Exercise requirements
Where a line contains the word "this", copy that line in full.
# Start of Exercise data
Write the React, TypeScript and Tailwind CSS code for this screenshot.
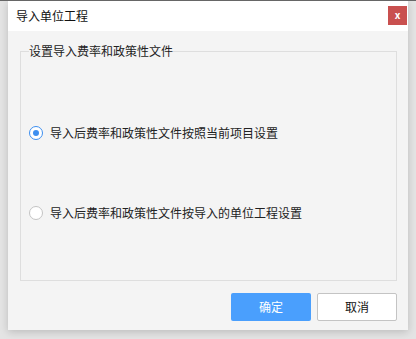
import React, { useState } from 'react';

const FONT = '"Noto Sans CJK SC", "Liberation Sans", sans-serif';

const options = [
  { id: 'current', label: '导入后费率和政策性文件按照当前项目设置' },
  { id: 'unit', label: '导入后费率和政策性文件按导入的单位工程设置' },
];

const Radio: React.FC<{ checked: boolean; label: string; onClick: () => void }> = ({ checked, label, onClick }) => (
  <label className="flex items-center gap-[7px] cursor-pointer" onClick={onClick}>
    <span
      className={
        checked
          ? 'w-[14px] h-[14px] rounded-full border border-[#3d8ff0] bg-white flex items-center justify-center'
          : 'w-[14px] h-[14px] rounded-full border border-[#c4c4c4] bg-white'
      }
    >
      {checked && <span className="w-[6px] h-[6px] rounded-full bg-[#3d8ff0]" />}
    </span>
    <span className="text-[12px] text-[#222]">{label}</span>
  </label>
);

export default function App() {
  const [value, setValue] = useState('current');

  return (
    <div className="w-[416px] h-[339px] bg-[#e4e4e4] border-t border-[#666] overflow-hidden" style={{ fontFamily: FONT }}>
      <div className="ml-[8px] w-[400px] h-[329px] bg-[#f4f4f4] flex flex-col shadow-[0_2px_8px_rgba(0,0,0,0.18)]">
        {/* title bar */}
        <div className="h-[30px] bg-white flex items-center justify-between pl-[8px] pr-[1px]">
          <span className="text-[12px] text-[#111]">导入单位工程</span>
          <button className="w-[19px] h-[19px] mt-[-2px] bg-[#c9504f] text-white text-[10px] font-bold leading-none flex items-center justify-center">
            x
          </button>
        </div>

        {/* body */}
        <div className="flex-1 flex flex-col px-[12px] pr-[11px]">
          <fieldset className="mt-[13px] h-[237px] border border-[#dedede] px-[8px] pt-0 pb-0 m-0 min-w-0">
            <legend className="px-0 text-[12px] text-[#222] leading-[14px]">设置导入费率和政策性文件</legend>
            <div className="flex flex-col gap-[62px] pt-[66px]">
              {options.map(o => (
                <Radio key={o.id} checked={value === o.id} label={o.label} onClick={() => setValue(o.id)} />
              ))}
            </div>
          </fieldset>

          <div className="flex justify-end gap-[6px] mt-[12px]">
            <button className="w-[80px] h-[28px] rounded-[2px] bg-[#4a9ffd] text-white text-[12px]">确定</button>
            <button className="w-[80px] h-[28px] rounded-[2px] bg-white border border-[#c4c4c4] text-[#111] text-[12px]">取消</button>
          </div>
        </div>
      </div>
    </div>
  );
}
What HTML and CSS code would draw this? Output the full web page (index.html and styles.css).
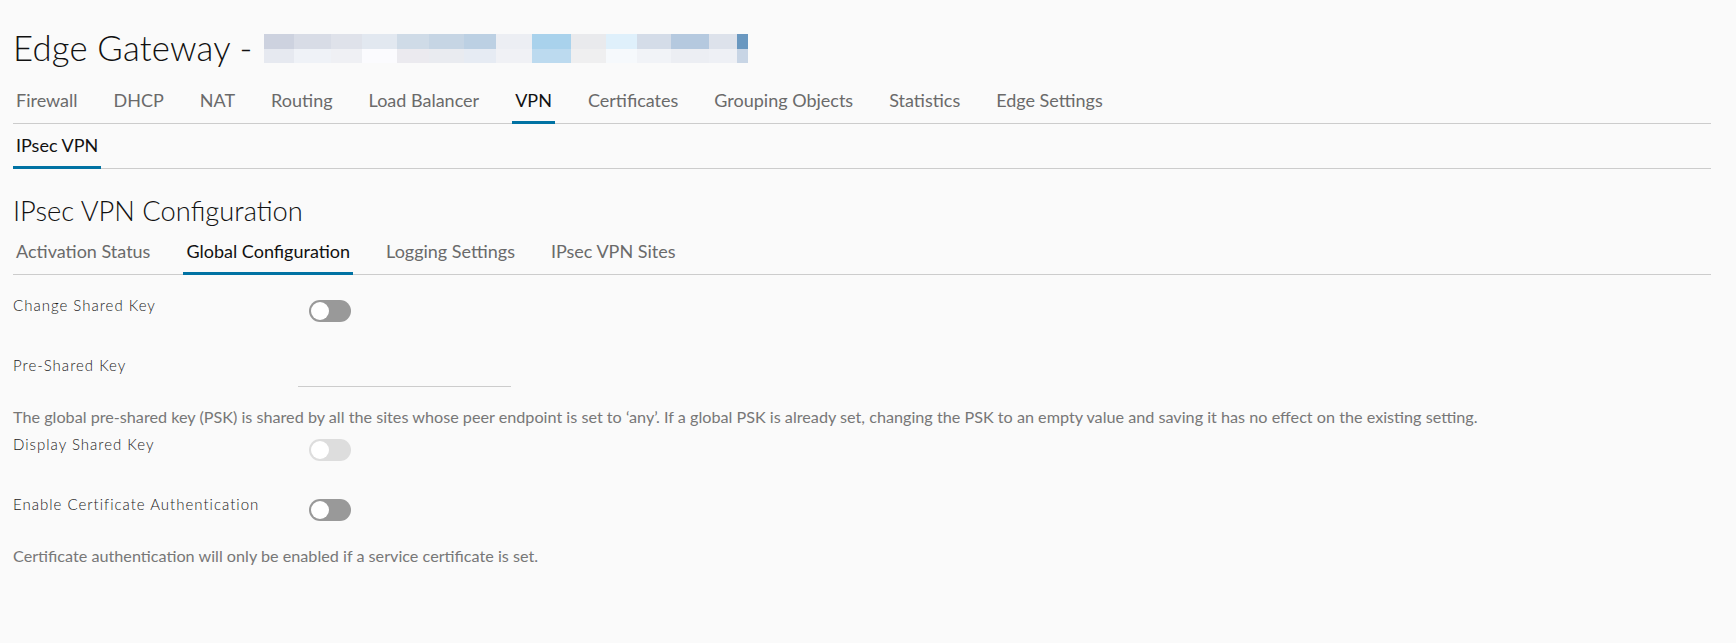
FILE: index.html
```html
<!DOCTYPE html>
<html lang="en">
<head>
<meta charset="utf-8">
<title>Edge Gateway</title>
<link rel="stylesheet" href="styles.css">
</head>
<body>
<div class="page">
  <div class="title-row">
    <h1 class="title">Edge Gateway -</h1>
    <div class="redacted">
      <div class="redacted-top"></div>
      <div class="redacted-bottom"></div>
    </div>
  </div>

  <nav class="tabs tabs-main">
    <a class="tab">Firewall</a>
    <a class="tab">DHCP</a>
    <a class="tab">NAT</a>
    <a class="tab">Routing</a>
    <a class="tab">Load Balancer</a>
    <a class="tab active">VPN</a>
    <a class="tab">Certificates</a>
    <a class="tab">Grouping Objects</a>
    <a class="tab">Statistics</a>
    <a class="tab">Edge Settings</a>
  </nav>

  <nav class="tabs tabs-sub">
    <a class="tab active">IPsec VPN</a>
  </nav>

  <h2 class="section-title">IPsec VPN Configuration</h2>

  <nav class="tabs tabs-config">
    <a class="tab">Activation Status</a>
    <a class="tab active">Global Configuration</a>
    <a class="tab">Logging Settings</a>
    <a class="tab">IPsec VPN Sites</a>
  </nav>

  <form class="form">
    <div class="form-row row-change">
      <label class="form-label">Change Shared Key</label>
      <div class="form-control"><span class="toggle"></span></div>
    </div>
    <div class="form-row row-psk">
      <label class="form-label">Pre-Shared Key</label>
      <div class="form-control"><span class="text-input"></span></div>
    </div>
    <p class="help help-psk">The global pre-shared key (PSK) is shared by all the sites whose peer endpoint is set to ‘any’. If a global PSK is already set, changing the PSK to an empty value and saving it has no effect on the existing setting.</p>
    <div class="form-row row-display">
      <label class="form-label">Display Shared Key</label>
      <div class="form-control"><span class="toggle disabled"></span></div>
    </div>
    <div class="form-row row-cert">
      <label class="form-label">Enable Certificate Authentication</label>
      <div class="form-control"><span class="toggle"></span></div>
    </div>
    <p class="help help-cert">Certificate authentication will only be enabled if a service certificate is set.</p>
  </form>
</div>
</body>
</html>
```

FILE: styles.css
```css
* { box-sizing: border-box; }

html, body {
  margin: 0;
  padding: 0;
  background: #fafafa;
}

body {
  font-family: "Lato", "Liberation Sans", sans-serif;
  color: #313131;
}

.page {
  padding: 28px 25px 0 13px;
}

.title-row {
  display: flex;
  align-items: center;
  height: 40px;
}

.title {
  margin: 0;
  font-size: 34.7px;
  font-weight: 300;
  color: #111111;
  line-height: 40px;
  letter-spacing: 0.2px;
}

.redacted {
  margin-left: 11px;
  width: 484px;
  display: flex;
  flex-direction: column;
}

.redacted-top {
  height: 15px;
  background: linear-gradient(to right,
    #cdd2df 0 30px, #d8dce6 30px 67px, #dfe2ea 67px 98px, #e2e8f0 98px 133px,
    #cfdbe7 133px 165px, #c6d5e4 165px 200px, #bcd0e3 200px 232px, #eceef3 232px 268px,
    #a9d2ec 268px 307px, #e9eaed 307px 342px, #dff0fb 342px 373px, #d4dce8 373px 407px,
    #b5c9df 407px 445px, #dde2eb 445px 473px, #6a98c0 473px 484px);
}

.redacted-bottom {
  height: 14px;
  background: linear-gradient(to right,
    #e6e9f0 0 30px, #eff2f7 30px 67px, #eff0f4 67px 98px, #fbfbfe 98px 133px,
    #ebeaef 133px 165px, #e9ebf0 165px 200px, #e6ebf3 200px 232px, #f0f1f5 232px 268px,
    #bcdaef 268px 307px, #efeff0 307px 342px, #f6f9fc 342px 373px, #f1f3f7 373px 407px,
    #eceef3 407px 445px, #eef0f5 445px 473px, #c8d5e5 473px 484px);
}

.tabs {
  display: flex;
  gap: 30px;
  border-bottom: 1px solid #cccccc;
}

.tab {
  display: block;
  padding: 0 3px 9px;
  line-height: 24px;
  font-size: 18px;
  font-weight: 400;
  color: #6a6a6a;
  text-decoration: none;
  margin-bottom: -1px;
  border-bottom: 3px solid transparent;
}

.tab.active {
  color: #111111;
  border-bottom-color: #0072a3;
}

.tabs-main {
  margin-top: 20px;
}

.tabs-sub {
  padding-top: 9px;
}

.section-title {
  margin: 24px 0 0;
  font-size: 27.3px;
  font-weight: 300;
  line-height: 36px;
  color: #111111;
}

.tabs-config {
  margin-top: 10px;
}

.form {
  display: flex;
  flex-direction: column;
  padding-top: 20px;
}

.form-row {
  display: flex;
  align-items: flex-start;
}

.form-label {
  width: 285px;
  flex: none;
  font-size: 15px;
  font-weight: 300;
  letter-spacing: 1px;
  line-height: 20px;
  color: #1a1a1a;
}

.form-control {
  display: flex;
}

.toggle {
  position: relative;
  display: block;
  width: 42px;
  height: 22px;
  margin: 5px 0 0 11px;
  border-radius: 11px;
  background: #999999;
}

.toggle::before {
  content: "";
  position: absolute;
  left: 2px;
  top: 2px;
  width: 18px;
  height: 18px;
  border-radius: 50%;
  background: #ffffff;
}

.toggle.disabled {
  background: #dddddd;
}

.row-psk {
  margin-top: 33px;
}

.text-input {
  display: block;
  width: 213px;
  height: 32px;
  border-bottom: 1px solid #cccccc;
}

.help {
  margin: 0;
  font-size: 16.2px;
  line-height: 20px;
  color: #777777;
}

.help-psk {
  margin-top: 20px;
}

.row-display {
  margin-top: 7px;
}

.row-cert {
  margin-top: 33px;
}

.help-cert {
  margin-top: 25px;
}
```
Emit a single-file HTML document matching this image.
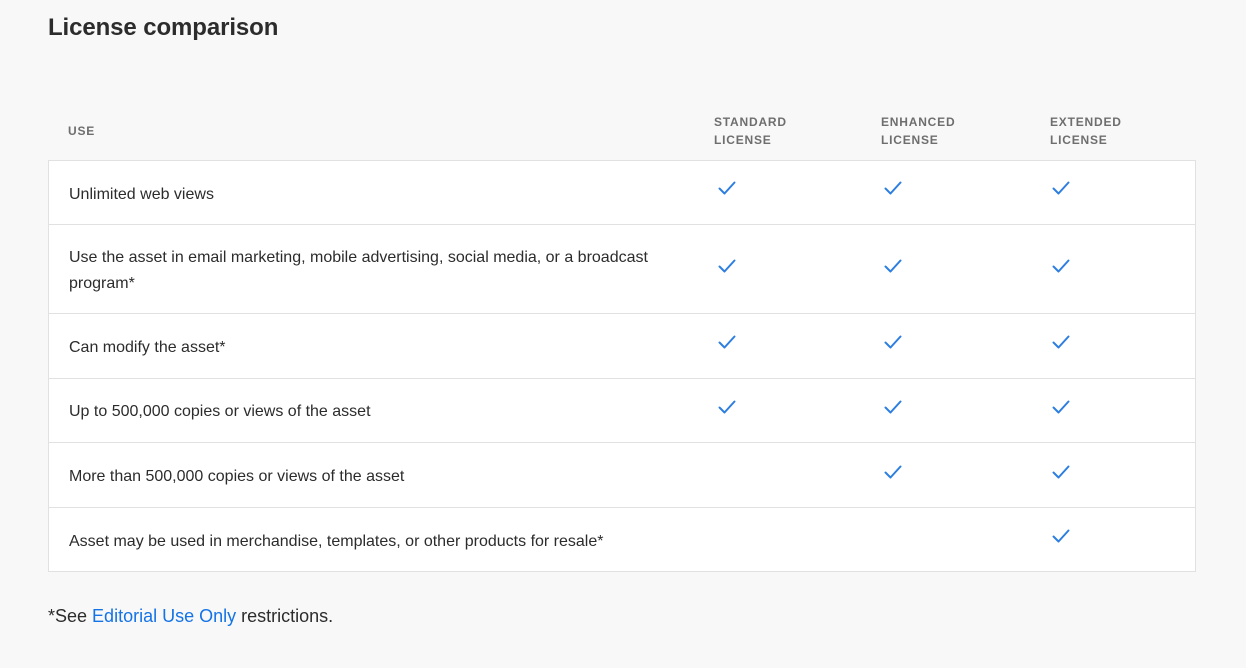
# End of Exercise data
Task response
Write the React, TypeScript and Tailwind CSS code for this screenshot.
What HTML and CSS code would draw this? Output the full web page (index.html and styles.css).
Emit a single-file HTML document matching this image.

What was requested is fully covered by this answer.